[Records with interface code]
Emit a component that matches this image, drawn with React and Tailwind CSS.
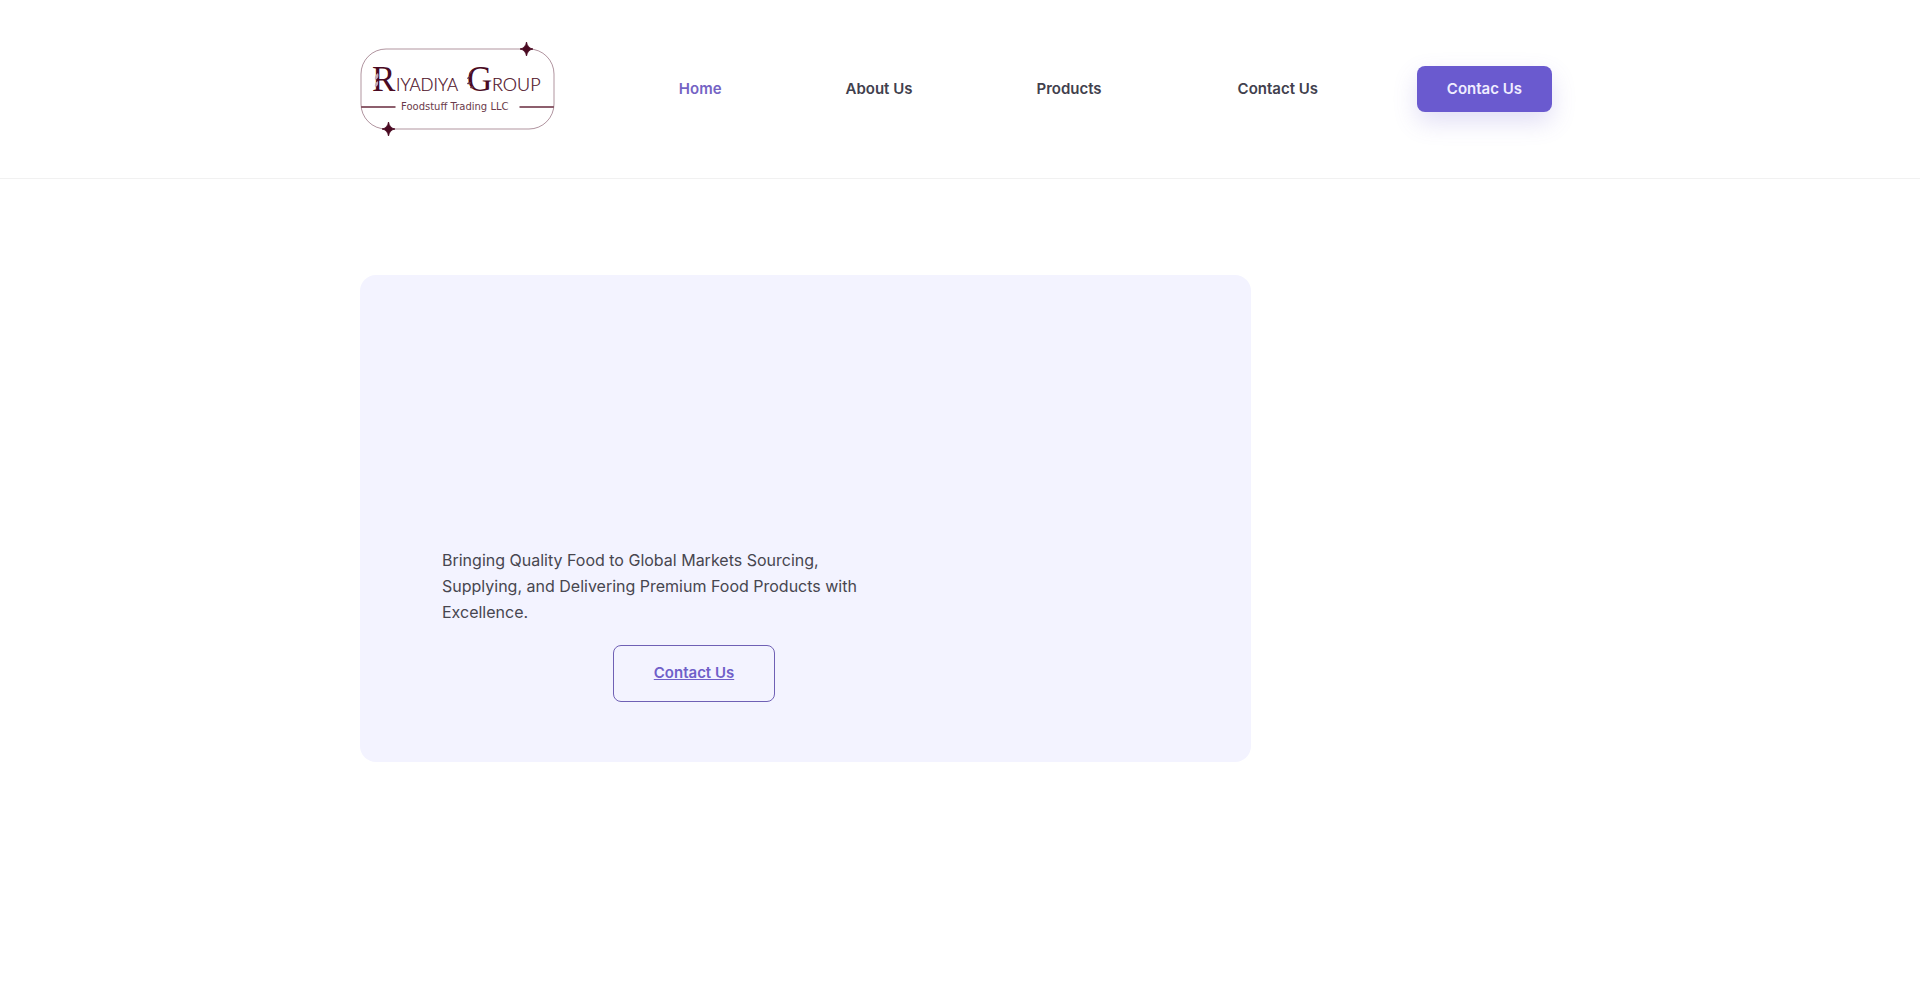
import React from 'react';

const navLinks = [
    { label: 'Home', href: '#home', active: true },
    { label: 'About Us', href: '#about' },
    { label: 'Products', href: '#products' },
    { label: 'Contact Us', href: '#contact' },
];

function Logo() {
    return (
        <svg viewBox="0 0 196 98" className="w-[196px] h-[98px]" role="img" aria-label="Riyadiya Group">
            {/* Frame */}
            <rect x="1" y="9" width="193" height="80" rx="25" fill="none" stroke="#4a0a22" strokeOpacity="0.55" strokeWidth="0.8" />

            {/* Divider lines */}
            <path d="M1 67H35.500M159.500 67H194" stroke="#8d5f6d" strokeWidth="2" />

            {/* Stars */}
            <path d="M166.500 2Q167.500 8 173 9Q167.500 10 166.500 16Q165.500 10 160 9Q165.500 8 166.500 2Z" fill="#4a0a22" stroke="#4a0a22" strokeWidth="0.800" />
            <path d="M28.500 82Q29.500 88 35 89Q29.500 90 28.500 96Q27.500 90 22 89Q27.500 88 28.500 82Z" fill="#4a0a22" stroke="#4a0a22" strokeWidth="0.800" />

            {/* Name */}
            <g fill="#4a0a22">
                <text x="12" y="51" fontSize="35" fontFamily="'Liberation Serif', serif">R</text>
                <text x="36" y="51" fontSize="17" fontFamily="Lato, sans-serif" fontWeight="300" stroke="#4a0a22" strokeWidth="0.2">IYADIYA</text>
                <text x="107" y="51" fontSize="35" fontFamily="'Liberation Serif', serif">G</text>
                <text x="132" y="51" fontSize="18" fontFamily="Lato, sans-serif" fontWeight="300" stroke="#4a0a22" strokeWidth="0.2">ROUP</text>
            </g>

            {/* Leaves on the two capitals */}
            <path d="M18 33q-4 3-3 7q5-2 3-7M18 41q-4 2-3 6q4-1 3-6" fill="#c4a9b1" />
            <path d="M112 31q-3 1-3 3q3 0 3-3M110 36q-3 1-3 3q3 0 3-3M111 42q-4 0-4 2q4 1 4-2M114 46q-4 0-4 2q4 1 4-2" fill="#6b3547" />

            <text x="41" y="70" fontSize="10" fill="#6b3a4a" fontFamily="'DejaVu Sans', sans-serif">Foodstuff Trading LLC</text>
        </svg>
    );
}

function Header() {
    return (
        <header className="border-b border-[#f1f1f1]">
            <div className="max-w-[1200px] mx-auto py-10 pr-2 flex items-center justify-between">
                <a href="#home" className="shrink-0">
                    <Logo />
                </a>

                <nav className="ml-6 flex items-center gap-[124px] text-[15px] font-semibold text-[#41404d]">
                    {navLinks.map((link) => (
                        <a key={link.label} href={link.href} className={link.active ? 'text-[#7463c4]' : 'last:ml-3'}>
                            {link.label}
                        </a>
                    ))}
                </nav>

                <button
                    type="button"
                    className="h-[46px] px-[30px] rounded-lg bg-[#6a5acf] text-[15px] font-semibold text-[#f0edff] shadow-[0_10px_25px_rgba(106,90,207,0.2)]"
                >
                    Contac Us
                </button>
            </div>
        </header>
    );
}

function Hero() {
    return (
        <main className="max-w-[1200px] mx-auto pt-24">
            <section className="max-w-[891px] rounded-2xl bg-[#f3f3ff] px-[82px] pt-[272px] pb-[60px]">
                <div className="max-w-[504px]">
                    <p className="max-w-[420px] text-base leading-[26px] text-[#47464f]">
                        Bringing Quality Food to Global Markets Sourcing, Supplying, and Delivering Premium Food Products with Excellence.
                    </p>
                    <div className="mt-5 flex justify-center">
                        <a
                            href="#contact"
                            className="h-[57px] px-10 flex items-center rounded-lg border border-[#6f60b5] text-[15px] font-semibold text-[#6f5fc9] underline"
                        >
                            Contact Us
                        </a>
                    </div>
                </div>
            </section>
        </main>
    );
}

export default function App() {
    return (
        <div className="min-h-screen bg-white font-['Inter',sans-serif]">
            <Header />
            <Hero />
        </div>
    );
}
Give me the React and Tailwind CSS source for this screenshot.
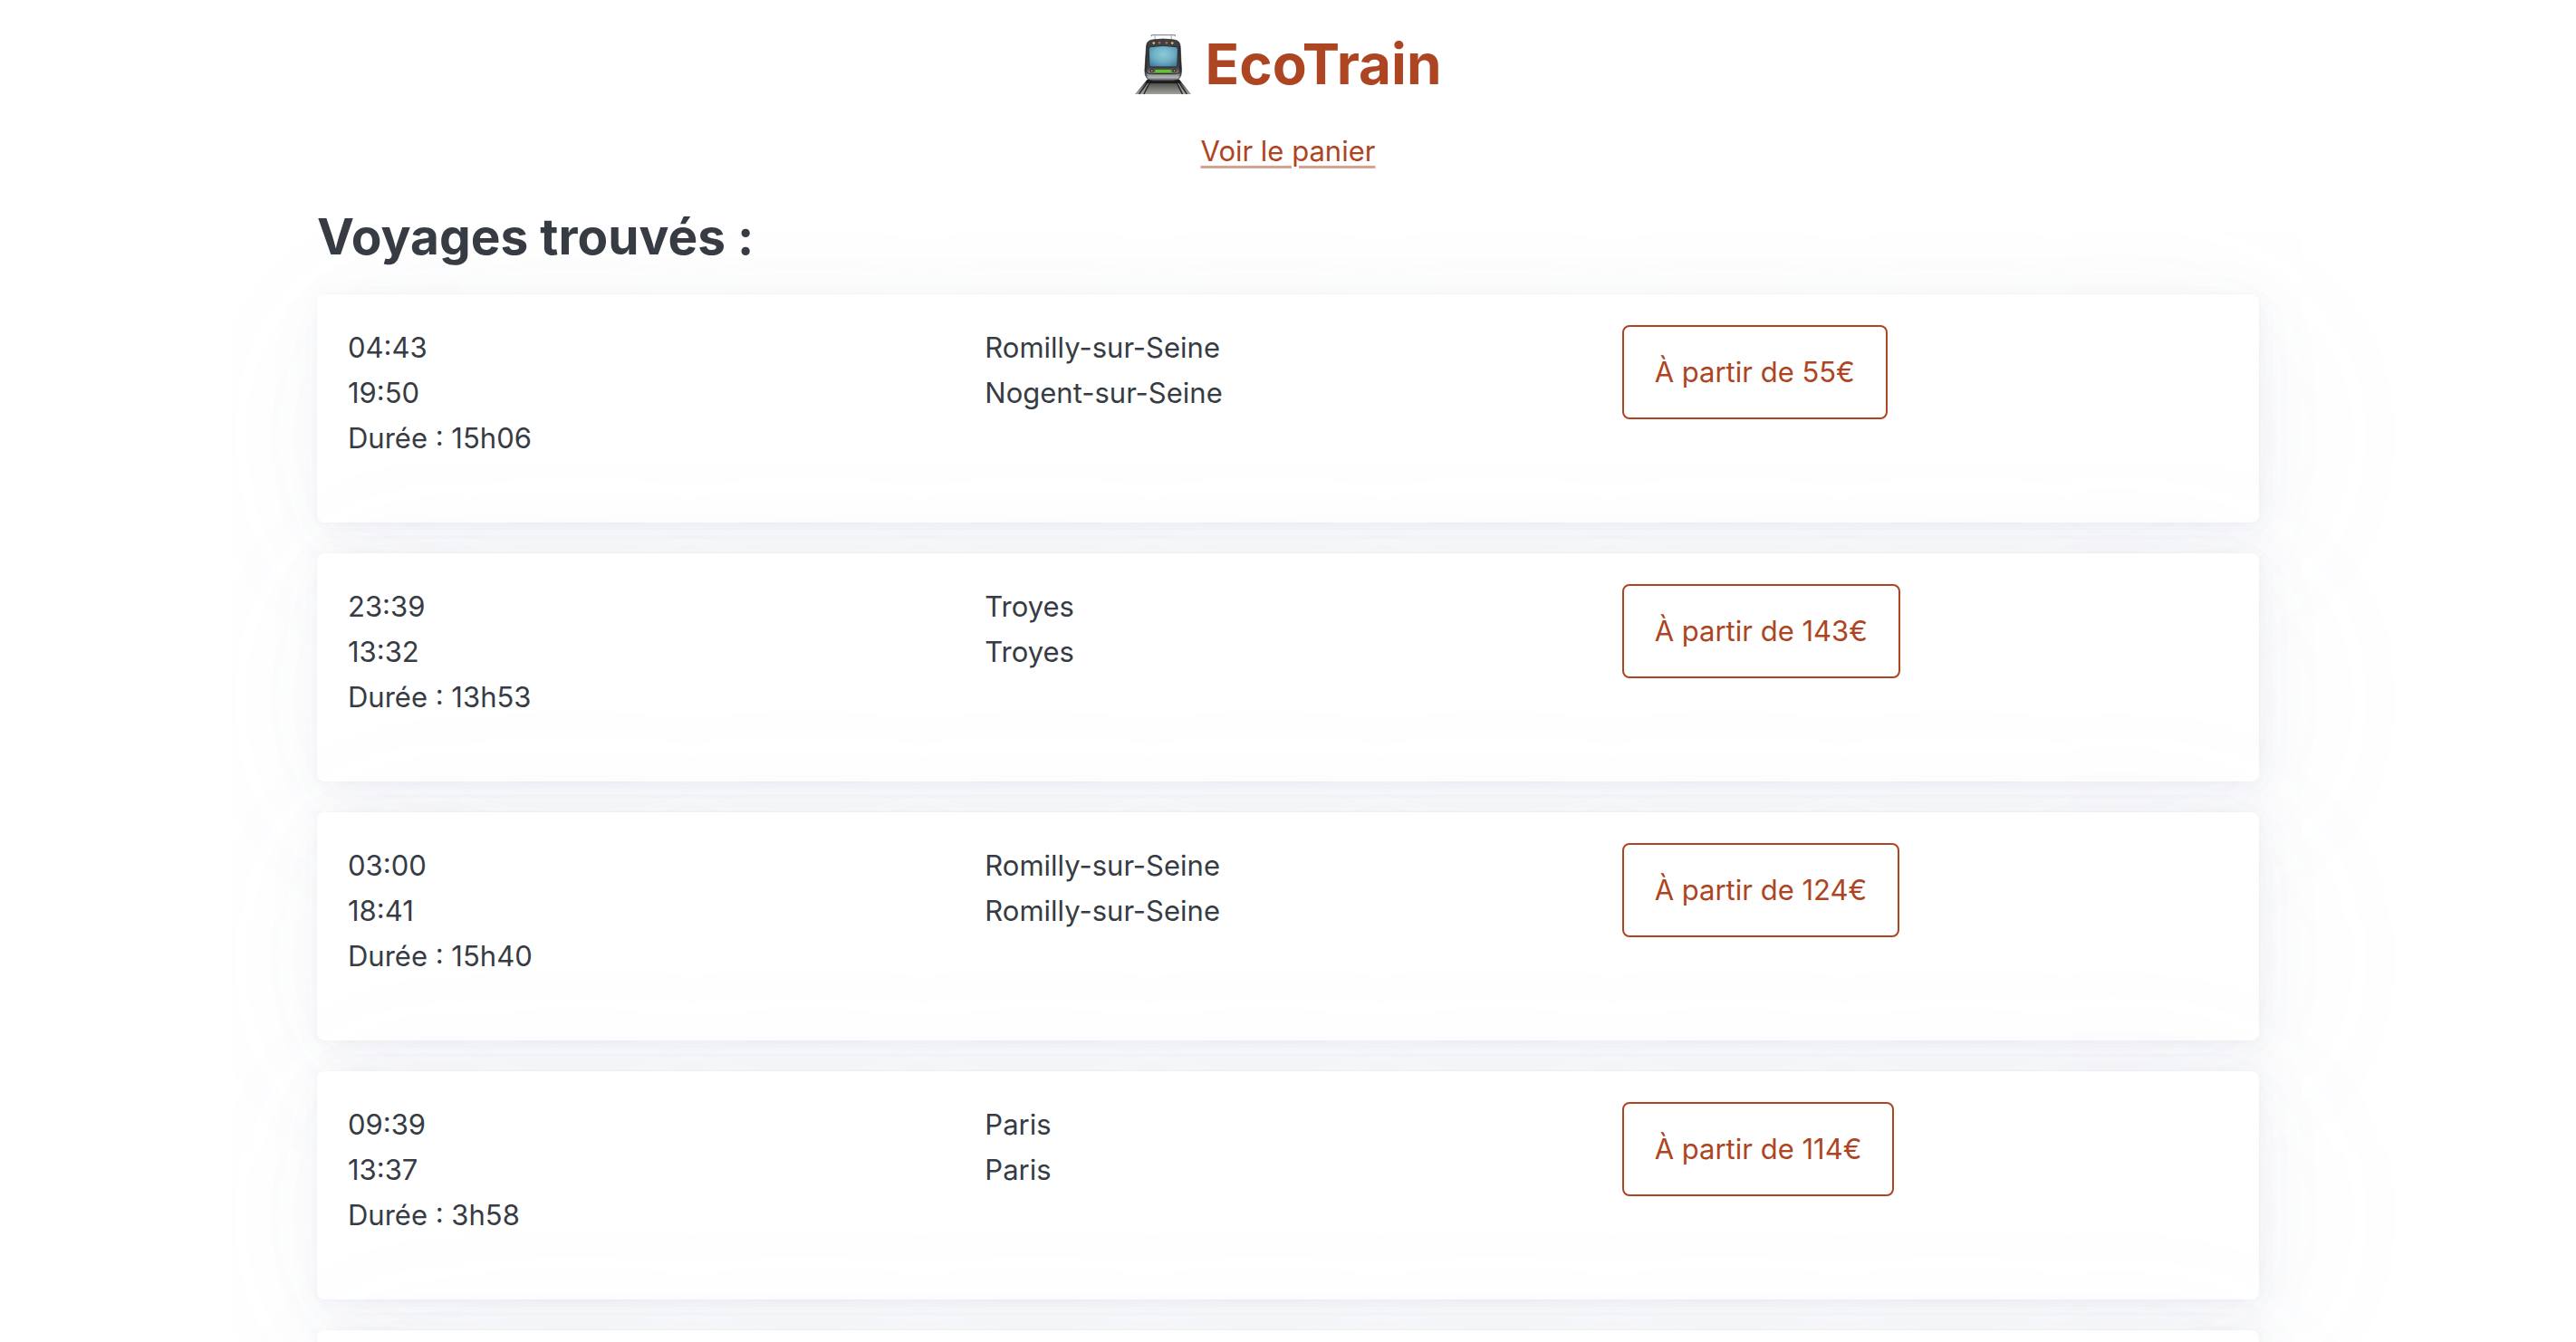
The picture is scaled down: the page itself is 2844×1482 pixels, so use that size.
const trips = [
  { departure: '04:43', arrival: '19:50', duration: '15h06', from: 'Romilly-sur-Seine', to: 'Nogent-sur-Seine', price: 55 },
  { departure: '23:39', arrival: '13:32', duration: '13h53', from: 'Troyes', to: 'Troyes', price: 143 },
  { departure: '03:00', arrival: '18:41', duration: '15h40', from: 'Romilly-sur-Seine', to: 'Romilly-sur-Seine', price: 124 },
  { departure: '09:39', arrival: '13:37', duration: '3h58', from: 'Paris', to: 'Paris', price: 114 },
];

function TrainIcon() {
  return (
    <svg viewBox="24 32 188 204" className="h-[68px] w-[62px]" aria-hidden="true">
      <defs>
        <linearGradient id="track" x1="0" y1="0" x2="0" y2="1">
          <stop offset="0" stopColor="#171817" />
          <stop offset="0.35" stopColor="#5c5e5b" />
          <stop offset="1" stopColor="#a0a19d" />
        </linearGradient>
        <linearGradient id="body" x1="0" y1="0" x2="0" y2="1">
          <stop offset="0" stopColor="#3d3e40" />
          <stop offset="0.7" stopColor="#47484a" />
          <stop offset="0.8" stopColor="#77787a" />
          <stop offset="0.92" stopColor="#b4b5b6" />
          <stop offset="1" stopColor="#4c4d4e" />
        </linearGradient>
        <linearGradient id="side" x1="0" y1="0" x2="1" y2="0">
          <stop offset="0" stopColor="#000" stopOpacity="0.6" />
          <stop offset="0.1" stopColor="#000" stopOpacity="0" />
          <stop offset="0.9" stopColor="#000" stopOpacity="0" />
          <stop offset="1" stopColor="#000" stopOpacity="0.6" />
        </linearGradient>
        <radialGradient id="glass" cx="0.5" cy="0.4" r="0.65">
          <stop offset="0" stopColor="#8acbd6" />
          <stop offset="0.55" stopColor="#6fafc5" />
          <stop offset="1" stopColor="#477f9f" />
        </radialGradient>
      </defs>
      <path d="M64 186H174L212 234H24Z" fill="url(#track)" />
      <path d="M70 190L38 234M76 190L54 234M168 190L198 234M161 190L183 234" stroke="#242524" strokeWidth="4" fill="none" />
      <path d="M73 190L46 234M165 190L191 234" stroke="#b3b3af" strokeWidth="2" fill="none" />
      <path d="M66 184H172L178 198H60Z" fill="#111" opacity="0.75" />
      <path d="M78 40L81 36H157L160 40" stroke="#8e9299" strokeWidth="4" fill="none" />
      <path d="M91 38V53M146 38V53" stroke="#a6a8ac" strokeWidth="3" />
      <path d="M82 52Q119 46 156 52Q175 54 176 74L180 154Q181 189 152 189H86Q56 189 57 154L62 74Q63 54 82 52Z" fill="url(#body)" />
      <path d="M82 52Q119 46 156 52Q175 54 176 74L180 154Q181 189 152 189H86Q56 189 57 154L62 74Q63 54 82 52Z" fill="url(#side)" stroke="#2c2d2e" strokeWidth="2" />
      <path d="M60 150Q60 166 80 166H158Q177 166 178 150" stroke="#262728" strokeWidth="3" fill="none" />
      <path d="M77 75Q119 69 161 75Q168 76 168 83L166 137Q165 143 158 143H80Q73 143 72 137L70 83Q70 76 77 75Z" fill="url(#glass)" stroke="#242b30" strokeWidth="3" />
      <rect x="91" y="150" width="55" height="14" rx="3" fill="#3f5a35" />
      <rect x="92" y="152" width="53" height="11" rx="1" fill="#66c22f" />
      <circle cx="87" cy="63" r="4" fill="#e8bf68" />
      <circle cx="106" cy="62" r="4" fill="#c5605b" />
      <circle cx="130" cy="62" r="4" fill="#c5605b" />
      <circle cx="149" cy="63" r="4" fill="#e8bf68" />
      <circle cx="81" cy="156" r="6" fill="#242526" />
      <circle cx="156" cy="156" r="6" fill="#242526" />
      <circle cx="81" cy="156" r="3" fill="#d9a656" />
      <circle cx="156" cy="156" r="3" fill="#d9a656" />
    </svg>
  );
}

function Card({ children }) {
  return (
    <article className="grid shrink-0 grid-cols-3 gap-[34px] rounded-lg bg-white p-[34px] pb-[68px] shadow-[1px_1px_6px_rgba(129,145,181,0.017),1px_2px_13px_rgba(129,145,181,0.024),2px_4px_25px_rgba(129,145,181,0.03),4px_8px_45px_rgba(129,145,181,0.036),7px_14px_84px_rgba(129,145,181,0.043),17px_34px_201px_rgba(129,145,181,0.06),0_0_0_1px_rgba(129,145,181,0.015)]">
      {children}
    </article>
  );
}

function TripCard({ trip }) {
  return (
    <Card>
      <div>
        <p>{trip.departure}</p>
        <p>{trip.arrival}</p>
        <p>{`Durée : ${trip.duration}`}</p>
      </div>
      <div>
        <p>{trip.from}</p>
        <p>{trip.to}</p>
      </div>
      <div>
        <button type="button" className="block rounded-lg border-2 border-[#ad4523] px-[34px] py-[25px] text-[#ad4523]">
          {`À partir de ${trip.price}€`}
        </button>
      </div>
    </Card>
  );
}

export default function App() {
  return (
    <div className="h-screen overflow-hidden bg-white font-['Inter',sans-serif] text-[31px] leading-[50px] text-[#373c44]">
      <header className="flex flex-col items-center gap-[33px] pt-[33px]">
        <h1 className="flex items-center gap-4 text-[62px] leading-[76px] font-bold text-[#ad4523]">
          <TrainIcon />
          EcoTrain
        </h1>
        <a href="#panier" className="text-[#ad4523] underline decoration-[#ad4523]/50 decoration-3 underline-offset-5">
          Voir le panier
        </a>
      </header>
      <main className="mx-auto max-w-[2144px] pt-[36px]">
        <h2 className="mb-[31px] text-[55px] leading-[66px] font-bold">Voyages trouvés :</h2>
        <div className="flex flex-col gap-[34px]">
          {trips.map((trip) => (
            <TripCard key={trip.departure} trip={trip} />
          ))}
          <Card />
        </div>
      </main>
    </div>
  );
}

GIVEN EXERCISE. The required output is the exact run of lines from the start of the records through the line containing "import React from 'react';", both ends included, with no pictures.

THE OUTPUT.
Emit a component that matches this image, drawn with React and Tailwind CSS.
import React from 'react';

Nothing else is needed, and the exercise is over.